What you are asked to do
Restate the whole of the material. Keep every word, and drop the pictures.

= = =

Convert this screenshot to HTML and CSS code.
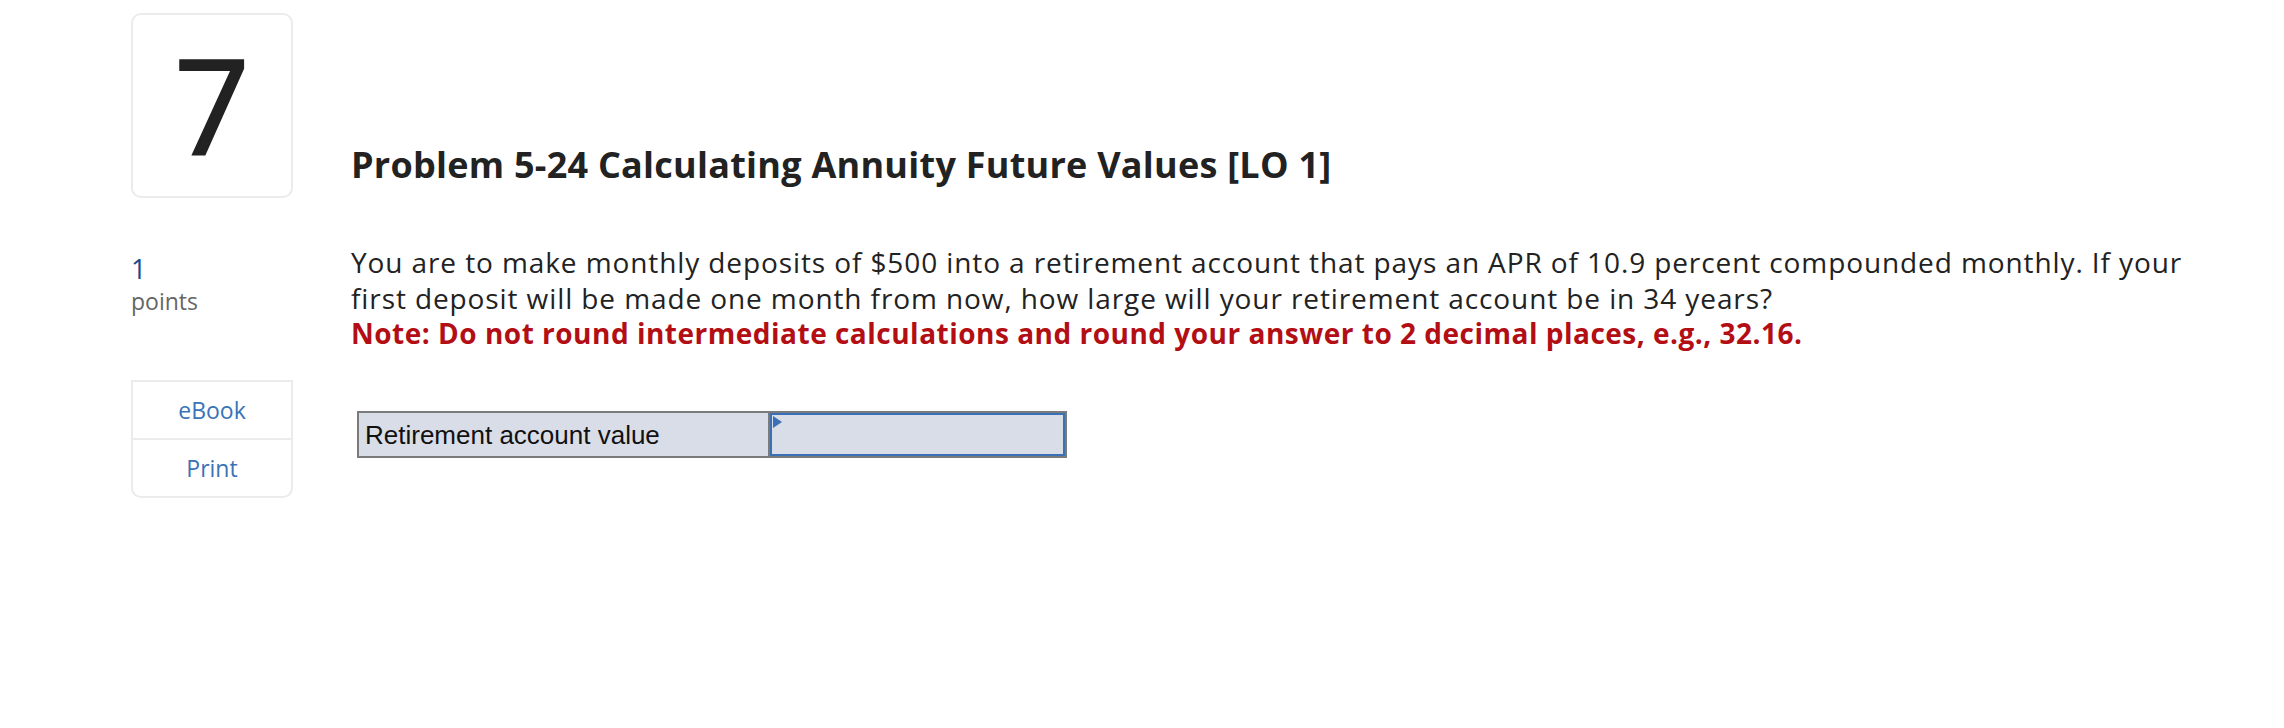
FILE: index.html
```html
<!DOCTYPE html>
<html lang="en">
<head>
<meta charset="utf-8">
<title>Problem 5-24</title>
<link rel="stylesheet" href="styles.css">
</head>
<body>
<div class="page">
  <div class="num-card"><span class="num">7</span></div>
  <h1 class="title">Problem 5-24 Calculating Annuity Future Values [LO 1]</h1>

  <div class="points"><div class="pts-val">1</div><div class="pts-lbl">points</div></div>
  <div class="question">
    <p class="q-text">You are to make monthly deposits of $500 into a retirement account that pays an APR of 10.9 percent compounded monthly. If your first deposit will be made one month from now, how large will your retirement account be in 34 years?</p>
    <p class="q-note">Note: Do not round intermediate calculations and round your answer to 2 decimal places, e.g., 32.16.</p>
  </div>

  <div class="links">
    <a class="link" href="#">eBook</a>
    <a class="link" href="#">Print</a>
  </div>
  <div class="answer">
    <table class="ans-table">
      <tr>
        <td class="ans-label">Retirement account value</td>
        <td class="ans-input"><span class="flag"></span></td>
      </tr>
    </table>
  </div>
</div>
</body>
</html>
```
FILE: styles.css
```css
html, body {
  margin: 0;
  padding: 0;
  background: #ffffff;
}
body {
  font-family: "Open Sans", Lato, sans-serif;
  color: #222222;
  font-variant-ligatures: none;
}
.page {
  display: grid;
  grid-template-columns: 162px 1fr;
  column-gap: 58px;
  padding: 13px 0 0 131px;
}
.num-card {
  box-sizing: border-box;
  width: 162px;
  height: 185px;
  border: 2px solid #ebebeb;
  border-radius: 10px;
  display: flex;
  align-items: center;
  justify-content: center;
}
.num {
  font-size: 132px;
  line-height: 1;
  color: #222222;
  font-weight: 400;
  -webkit-text-stroke: 2px #222222;
  margin-top: -4px;
}
.title {
  align-self: start;
  margin: 130px 0 0 0;
  font-size: 36px;
  line-height: 44px;
  font-weight: 700;
  color: #222222;
  letter-spacing: 0.25px;
}
.points {
  margin-top: 55px;
}
.pts-val {
  font-size: 27px;
  line-height: 32px;
  color: #1b4b8a;
}
.pts-lbl {
  font-size: 23px;
  line-height: 32px;
  color: #666666;
}
.question {
  margin-top: 47px;
  max-width: 1860px;
}
.q-text, .q-note {
  margin: 0;
  font-size: 28px;
  line-height: 35.5px;
}
.q-text {
  letter-spacing: 0.9px;
}
.q-note {
  color: #b30e14;
  font-weight: 700;
  letter-spacing: 0.5px;
}
.links {
  margin-top: 28px;
  box-sizing: border-box;
  width: 162px;
  border: 2px solid #ebebeb;
  border-radius: 0 0 10px 10px;
  display: flex;
  flex-direction: column;
  align-self: start;
}
.link {
  display: block;
  text-align: center;
  color: #3a73b8;
  text-decoration: none;
  font-size: 23px;
  line-height: 56px;
}
.link + .link {
  border-top: 2px solid #ebebeb;
}
.answer {
  margin-top: 59px;
  padding-left: 6px;
}
.ans-table {
  border-collapse: collapse;
  font-family: "Liberation Sans", Arial, sans-serif;
}
.ans-label {
  box-sizing: border-box;
  width: 411px;
  height: 45px;
  padding: 2px 6px 0 6px;
  background: #d9dde8;
  border: 2px solid #7b7b7b;
  font-size: 26px;
  color: #111111;
}
.ans-input {
  position: relative;
  box-sizing: border-box;
  width: 297px;
  height: 45px;
  padding: 0;
  background: #d9dde8;
  border: 2px solid #7b7b7b;
  box-shadow: inset 0 0 0 2px #3a70b5;
}
.flag {
  position: absolute;
  top: 3px;
  left: 3px;
  width: 0;
  height: 0;
  border-top: 6px solid transparent;
  border-bottom: 6px solid transparent;
  border-left: 9px solid #3a70b5;
}
```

= = =

Response to this exercise
Convert this screenshot to HTML and CSS code.
FILE: index.html
```html
<!DOCTYPE html>
<html lang="en">
<head>
<meta charset="utf-8">
<title>Problem 5-24</title>
<link rel="stylesheet" href="styles.css">
</head>
<body>
<div class="page">
  <div class="num-card"><span class="num">7</span></div>
  <h1 class="title">Problem 5-24 Calculating Annuity Future Values [LO 1]</h1>

  <div class="points"><div class="pts-val">1</div><div class="pts-lbl">points</div></div>
  <div class="question">
    <p class="q-text">You are to make monthly deposits of $500 into a retirement account that pays an APR of 10.9 percent compounded monthly. If your first deposit will be made one month from now, how large will your retirement account be in 34 years?</p>
    <p class="q-note">Note: Do not round intermediate calculations and round your answer to 2 decimal places, e.g., 32.16.</p>
  </div>

  <div class="links">
    <a class="link" href="#">eBook</a>
    <a class="link" href="#">Print</a>
  </div>
  <div class="answer">
    <table class="ans-table">
      <tr>
        <td class="ans-label">Retirement account value</td>
        <td class="ans-input"><span class="flag"></span></td>
      </tr>
    </table>
  </div>
</div>
</body>
</html>
```
FILE: styles.css
```css
html, body {
  margin: 0;
  padding: 0;
  background: #ffffff;
}
body {
  font-family: "Open Sans", Lato, sans-serif;
  color: #222222;
  font-variant-ligatures: none;
}
.page {
  display: grid;
  grid-template-columns: 162px 1fr;
  column-gap: 58px;
  padding: 13px 0 0 131px;
}
.num-card {
  box-sizing: border-box;
  width: 162px;
  height: 185px;
  border: 2px solid #ebebeb;
  border-radius: 10px;
  display: flex;
  align-items: center;
  justify-content: center;
}
.num {
  font-size: 132px;
  line-height: 1;
  color: #222222;
  font-weight: 400;
  -webkit-text-stroke: 2px #222222;
  margin-top: -4px;
}
.title {
  align-self: start;
  margin: 130px 0 0 0;
  font-size: 36px;
  line-height: 44px;
  font-weight: 700;
  color: #222222;
  letter-spacing: 0.25px;
}
.points {
  margin-top: 55px;
}
.pts-val {
  font-size: 27px;
  line-height: 32px;
  color: #1b4b8a;
}
.pts-lbl {
  font-size: 23px;
  line-height: 32px;
  color: #666666;
}
.question {
  margin-top: 47px;
  max-width: 1860px;
}
.q-text, .q-note {
  margin: 0;
  font-size: 28px;
  line-height: 35.5px;
}
.q-text {
  letter-spacing: 0.9px;
}
.q-note {
  color: #b30e14;
  font-weight: 700;
  letter-spacing: 0.5px;
}
.links {
  margin-top: 28px;
  box-sizing: border-box;
  width: 162px;
  border: 2px solid #ebebeb;
  border-radius: 0 0 10px 10px;
  display: flex;
  flex-direction: column;
  align-self: start;
}
.link {
  display: block;
  text-align: center;
  color: #3a73b8;
  text-decoration: none;
  font-size: 23px;
  line-height: 56px;
}
.link + .link {
  border-top: 2px solid #ebebeb;
}
.answer {
  margin-top: 59px;
  padding-left: 6px;
}
.ans-table {
  border-collapse: collapse;
  font-family: "Liberation Sans", Arial, sans-serif;
}
.ans-label {
  box-sizing: border-box;
  width: 411px;
  height: 45px;
  padding: 2px 6px 0 6px;
  background: #d9dde8;
  border: 2px solid #7b7b7b;
  font-size: 26px;
  color: #111111;
}
.ans-input {
  position: relative;
  box-sizing: border-box;
  width: 297px;
  height: 45px;
  padding: 0;
  background: #d9dde8;
  border: 2px solid #7b7b7b;
  box-shadow: inset 0 0 0 2px #3a70b5;
}
.flag {
  position: absolute;
  top: 3px;
  left: 3px;
  width: 0;
  height: 0;
  border-top: 6px solid transparent;
  border-bottom: 6px solid transparent;
  border-left: 9px solid #3a70b5;
}
```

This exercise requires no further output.